• [DESCRIPTION OF THE TASK] Each line of the material must be repeated precisely, with the pictures left out.
>> START DATASET SECTION
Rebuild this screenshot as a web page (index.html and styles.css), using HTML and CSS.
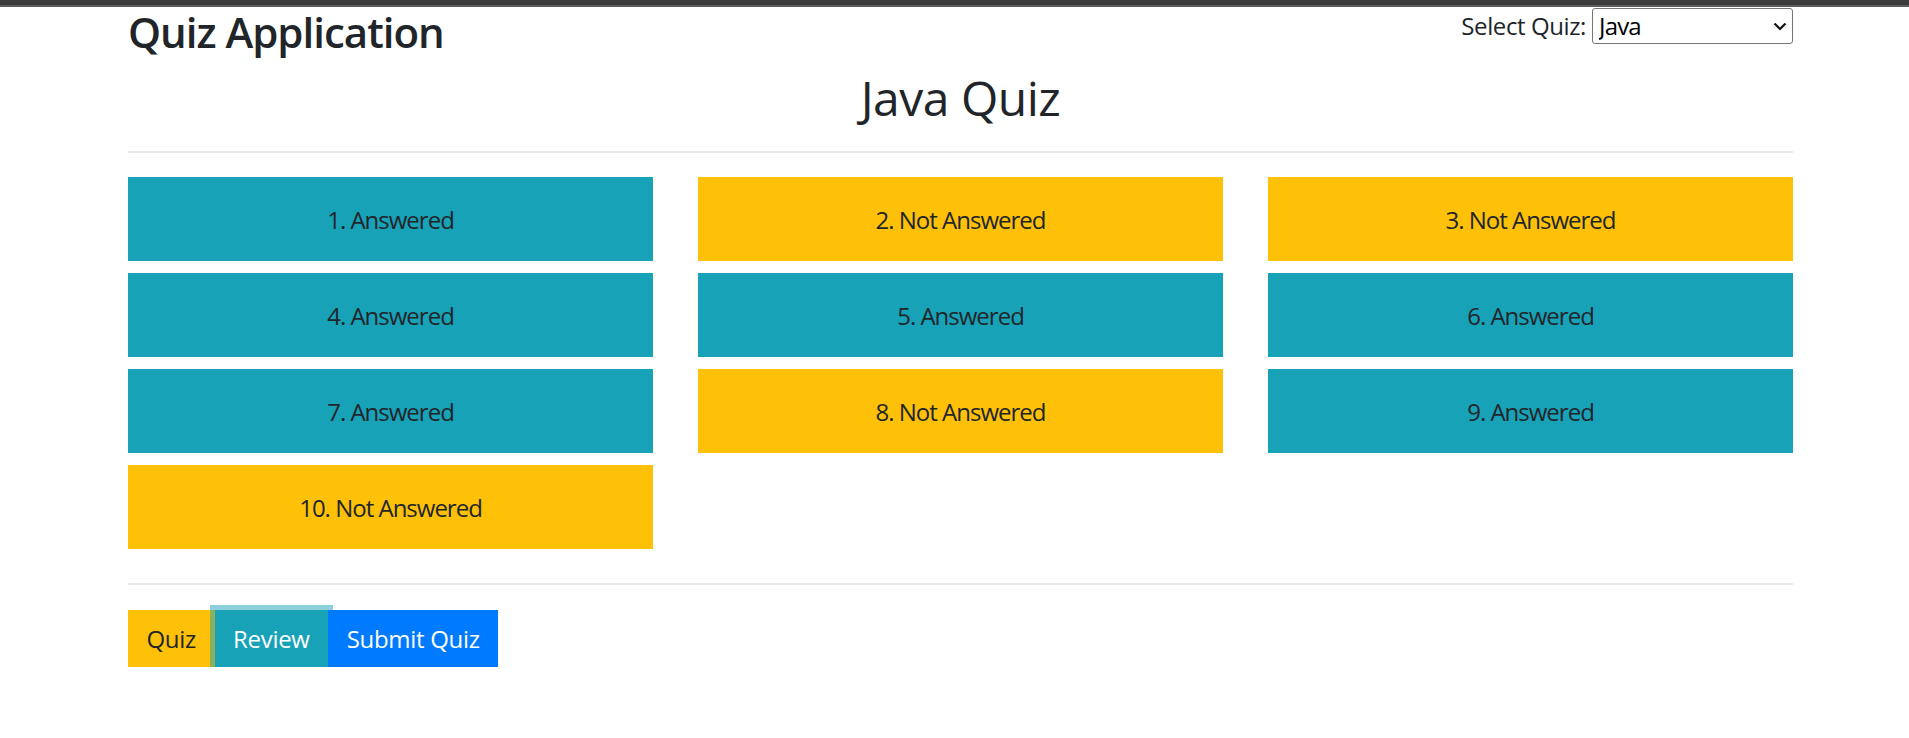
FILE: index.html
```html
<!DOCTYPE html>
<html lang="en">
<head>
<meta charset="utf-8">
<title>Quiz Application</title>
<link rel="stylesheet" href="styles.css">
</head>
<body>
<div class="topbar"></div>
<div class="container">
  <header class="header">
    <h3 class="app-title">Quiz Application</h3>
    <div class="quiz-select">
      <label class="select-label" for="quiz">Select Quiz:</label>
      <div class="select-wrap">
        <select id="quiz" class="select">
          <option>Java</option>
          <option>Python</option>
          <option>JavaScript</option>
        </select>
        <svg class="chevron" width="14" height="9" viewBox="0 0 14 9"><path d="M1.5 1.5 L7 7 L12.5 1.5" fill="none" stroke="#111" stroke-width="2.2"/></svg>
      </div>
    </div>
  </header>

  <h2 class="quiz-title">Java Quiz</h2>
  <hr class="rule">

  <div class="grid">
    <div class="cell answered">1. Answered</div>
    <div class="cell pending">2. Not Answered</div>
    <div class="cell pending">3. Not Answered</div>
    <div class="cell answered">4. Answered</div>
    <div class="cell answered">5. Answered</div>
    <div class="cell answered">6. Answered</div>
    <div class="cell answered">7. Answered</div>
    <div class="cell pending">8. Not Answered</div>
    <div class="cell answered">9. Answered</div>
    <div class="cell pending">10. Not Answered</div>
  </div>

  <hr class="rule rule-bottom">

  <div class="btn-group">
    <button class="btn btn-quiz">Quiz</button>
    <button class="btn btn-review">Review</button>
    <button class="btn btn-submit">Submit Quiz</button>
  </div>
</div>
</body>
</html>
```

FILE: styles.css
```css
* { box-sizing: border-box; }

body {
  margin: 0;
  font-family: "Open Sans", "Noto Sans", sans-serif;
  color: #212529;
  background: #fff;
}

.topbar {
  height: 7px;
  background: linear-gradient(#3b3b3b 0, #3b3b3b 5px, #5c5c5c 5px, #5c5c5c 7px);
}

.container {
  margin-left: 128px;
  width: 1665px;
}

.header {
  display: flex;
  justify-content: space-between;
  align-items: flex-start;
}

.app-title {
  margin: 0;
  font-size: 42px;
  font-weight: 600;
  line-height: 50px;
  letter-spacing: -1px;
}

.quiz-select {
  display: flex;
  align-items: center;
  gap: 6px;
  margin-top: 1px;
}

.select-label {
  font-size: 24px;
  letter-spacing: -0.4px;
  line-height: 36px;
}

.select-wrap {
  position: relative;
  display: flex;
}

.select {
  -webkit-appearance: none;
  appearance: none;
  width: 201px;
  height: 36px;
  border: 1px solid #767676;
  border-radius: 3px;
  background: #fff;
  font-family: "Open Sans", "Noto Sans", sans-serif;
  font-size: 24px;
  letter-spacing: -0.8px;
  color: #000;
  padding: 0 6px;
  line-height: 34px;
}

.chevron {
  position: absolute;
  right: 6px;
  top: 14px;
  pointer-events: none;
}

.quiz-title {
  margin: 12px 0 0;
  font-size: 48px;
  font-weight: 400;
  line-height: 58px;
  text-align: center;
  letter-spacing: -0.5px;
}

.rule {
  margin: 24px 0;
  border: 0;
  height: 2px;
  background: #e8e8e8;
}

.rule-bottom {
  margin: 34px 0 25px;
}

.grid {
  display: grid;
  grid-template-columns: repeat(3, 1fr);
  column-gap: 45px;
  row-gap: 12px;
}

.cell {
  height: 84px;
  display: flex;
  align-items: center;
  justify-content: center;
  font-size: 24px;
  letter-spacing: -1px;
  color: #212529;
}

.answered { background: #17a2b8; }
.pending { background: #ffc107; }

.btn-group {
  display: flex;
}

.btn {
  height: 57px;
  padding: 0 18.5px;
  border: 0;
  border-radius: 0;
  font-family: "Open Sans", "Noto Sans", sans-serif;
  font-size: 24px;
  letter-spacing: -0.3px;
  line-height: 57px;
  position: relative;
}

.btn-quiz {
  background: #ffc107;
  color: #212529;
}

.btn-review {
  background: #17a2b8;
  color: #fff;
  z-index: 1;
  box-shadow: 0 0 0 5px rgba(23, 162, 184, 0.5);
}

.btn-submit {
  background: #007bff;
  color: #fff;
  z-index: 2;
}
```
>> END DATASET SECTION
• [EXERCISE SOLUTION]
Rebuild this screenshot as a web page (index.html and styles.css), using HTML and CSS.
FILE: index.html
```html
<!DOCTYPE html>
<html lang="en">
<head>
<meta charset="utf-8">
<title>Quiz Application</title>
<link rel="stylesheet" href="styles.css">
</head>
<body>
<div class="topbar"></div>
<div class="container">
  <header class="header">
    <h3 class="app-title">Quiz Application</h3>
    <div class="quiz-select">
      <label class="select-label" for="quiz">Select Quiz:</label>
      <div class="select-wrap">
        <select id="quiz" class="select">
          <option>Java</option>
          <option>Python</option>
          <option>JavaScript</option>
        </select>
        <svg class="chevron" width="14" height="9" viewBox="0 0 14 9"><path d="M1.5 1.5 L7 7 L12.5 1.5" fill="none" stroke="#111" stroke-width="2.2"/></svg>
      </div>
    </div>
  </header>

  <h2 class="quiz-title">Java Quiz</h2>
  <hr class="rule">

  <div class="grid">
    <div class="cell answered">1. Answered</div>
    <div class="cell pending">2. Not Answered</div>
    <div class="cell pending">3. Not Answered</div>
    <div class="cell answered">4. Answered</div>
    <div class="cell answered">5. Answered</div>
    <div class="cell answered">6. Answered</div>
    <div class="cell answered">7. Answered</div>
    <div class="cell pending">8. Not Answered</div>
    <div class="cell answered">9. Answered</div>
    <div class="cell pending">10. Not Answered</div>
  </div>

  <hr class="rule rule-bottom">

  <div class="btn-group">
    <button class="btn btn-quiz">Quiz</button>
    <button class="btn btn-review">Review</button>
    <button class="btn btn-submit">Submit Quiz</button>
  </div>
</div>
</body>
</html>
```

FILE: styles.css
```css
* { box-sizing: border-box; }

body {
  margin: 0;
  font-family: "Open Sans", "Noto Sans", sans-serif;
  color: #212529;
  background: #fff;
}

.topbar {
  height: 7px;
  background: linear-gradient(#3b3b3b 0, #3b3b3b 5px, #5c5c5c 5px, #5c5c5c 7px);
}

.container {
  margin-left: 128px;
  width: 1665px;
}

.header {
  display: flex;
  justify-content: space-between;
  align-items: flex-start;
}

.app-title {
  margin: 0;
  font-size: 42px;
  font-weight: 600;
  line-height: 50px;
  letter-spacing: -1px;
}

.quiz-select {
  display: flex;
  align-items: center;
  gap: 6px;
  margin-top: 1px;
}

.select-label {
  font-size: 24px;
  letter-spacing: -0.4px;
  line-height: 36px;
}

.select-wrap {
  position: relative;
  display: flex;
}

.select {
  -webkit-appearance: none;
  appearance: none;
  width: 201px;
  height: 36px;
  border: 1px solid #767676;
  border-radius: 3px;
  background: #fff;
  font-family: "Open Sans", "Noto Sans", sans-serif;
  font-size: 24px;
  letter-spacing: -0.8px;
  color: #000;
  padding: 0 6px;
  line-height: 34px;
}

.chevron {
  position: absolute;
  right: 6px;
  top: 14px;
  pointer-events: none;
}

.quiz-title {
  margin: 12px 0 0;
  font-size: 48px;
  font-weight: 400;
  line-height: 58px;
  text-align: center;
  letter-spacing: -0.5px;
}

.rule {
  margin: 24px 0;
  border: 0;
  height: 2px;
  background: #e8e8e8;
}

.rule-bottom {
  margin: 34px 0 25px;
}

.grid {
  display: grid;
  grid-template-columns: repeat(3, 1fr);
  column-gap: 45px;
  row-gap: 12px;
}

.cell {
  height: 84px;
  display: flex;
  align-items: center;
  justify-content: center;
  font-size: 24px;
  letter-spacing: -1px;
  color: #212529;
}

.answered { background: #17a2b8; }
.pending { background: #ffc107; }

.btn-group {
  display: flex;
}

.btn {
  height: 57px;
  padding: 0 18.5px;
  border: 0;
  border-radius: 0;
  font-family: "Open Sans", "Noto Sans", sans-serif;
  font-size: 24px;
  letter-spacing: -0.3px;
  line-height: 57px;
  position: relative;
}

.btn-quiz {
  background: #ffc107;
  color: #212529;
}

.btn-review {
  background: #17a2b8;
  color: #fff;
  z-index: 1;
  box-shadow: 0 0 0 5px rgba(23, 162, 184, 0.5);
}

.btn-submit {
  background: #007bff;
  color: #fff;
  z-index: 2;
}
```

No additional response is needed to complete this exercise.